Wednesday, June 29, 2011

Anwer Sher: From Kalashnikovs to detonators

Alarabiya.net English

The 9-year-old Sohana Jawed was kidnapped on her way to school and forced to wear a suicide vest. (File photo)
The 9-year-old Sohana Jawed was kidnapped on her way to school and forced to wear a suicide vest. (File photo)
The news of a 9-year-old girl being kidnapped and used as a human bomb in Pakistan is perhaps the most disgusting news that one could have read. The taking of any life, for whatever reason, is a deplorable, but to inflict such a fate upon a child is beyond imagination. It begs the question that does the end justify the means?

Back in the 1980’s Pakistan’s cities were plagued by what I called the Kalashnikov culture; where the brandishing of guns and using them was engrained in to the society to such an extent that its blatant defiance of decency and law order was an everyday occurrence.

With the advent of the war of terror, and the emergence of an intransigent radical Pakistani Taliban, or its equivalents, the Kalashnikov as given way to the potency of the detonator. The ability to kill scores or people in one blast has become more potent to the perpetuators of these crimes than ever before.

What is deeply saddening has been in the way that marginalizing decency and tolerance has been occurring since the 1970’s. When Zulfikar Ali Bhutto, under pressure from street protests over the rigging of the elections, reacted by appeasing the radical right political platform with the banning of a religious sect from calling themselves Muslims, and then went on to bring Sharia law into the country, he did not for once realize that a Pandora’s Box had been opened. Given the deep differences between the religious sects there was never going to be a consensus on the issue of Sharia law, and the result was a polarization of the country.

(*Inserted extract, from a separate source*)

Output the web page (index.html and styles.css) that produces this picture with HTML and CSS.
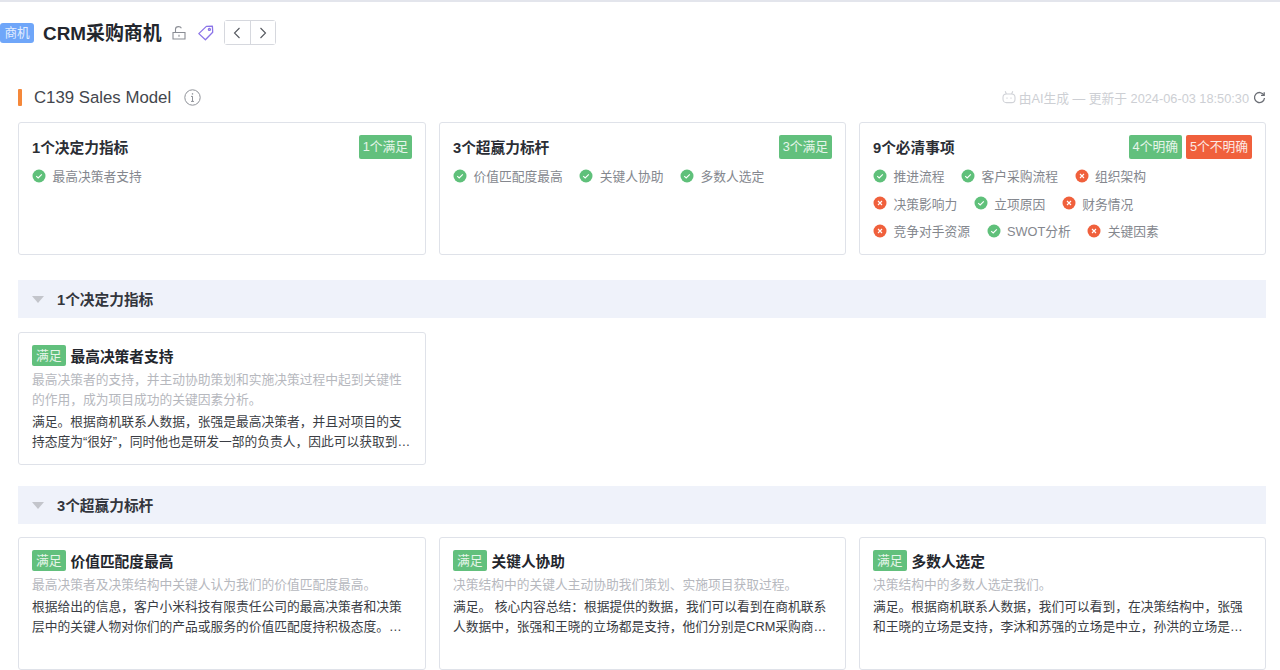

Suddenly the political cauldron was brewing a soup where interests of the feudal, the military, the majority Sunni, the large minority Shia, the political parties and many other strong interest groups had to learn to coexist and, hopefully, prepare a soup that was politically and socially edible. Bhutto’s rampant and ill planned nationalization of private industries and the consequent mismanagement of it added to the stress that the social fabric of Pakistan was already facing after the loss of what is now Bangladesh.

General Zia Ul Haq, who overthrew and subsequently hanged Bhutto, created even a bigger mess for the country. The advent of the Afghanistan war with Russia suddenly created a deep polarization of the military, who had, so far, been immune to the religious and political pressures on the outside.

The encouragement of the Taliban in Afghan politics by Zia and his henchmen, while served the immediate purpose of influence in Afghan politics, which was really limited after the Taliban were installed, but in the long term exposed Pakistani society to the same conservatism that was and is the creed of the Taliban.

Today Pakistan is not at the crossroads of a choice between radical Talibanization or modernism and tolerance. It is as a country way past that crossroad, and is perhaps hurtling down a pathway of change that cannot be good for the country. Sadly the recent news of the US government negotiating with the Taliban in Afghanistan toward a peace and perhaps power sharing arrangements will only give the Pakistani Taliban the encouragement that they need most. The mullah with a Kalashnikov will no doubt celebrate that he has brought the American with a cruise missile to the negotiating table.

However, we have seen moments in time where one small event has changed the course of history. Be it Rosa Parks refusing to give up her seat in a bus in America’s segregated South, or a diminutive Chinese man standing before a tank, these were events that shaped how we see history. Rosa Parks brought to the forefront the cruelty of the segregation laws, while the Chinese man standing up to a tank may not have brought a government down, it did alter the thinking of the Chinese leadership.

Perhaps, one can only hope that acts such as those of a 9-year-old girl being kidnapped to be used as a human bomb while wake up the people of Pakistan to realize just how wrong the whole social fabric has become. Can one see this to be Pakistan’s Tahrir Square? Can one see a million people march to end bloodshed? Can someone just say “enough” loudly enough to cause the change this country needs? The politicians live their comatose existence knowing that survival is what matters for them, not change; someone has else has to find their voice, and this is the hundreds of millions of Pakistanis who are revolted by this incident but are silent.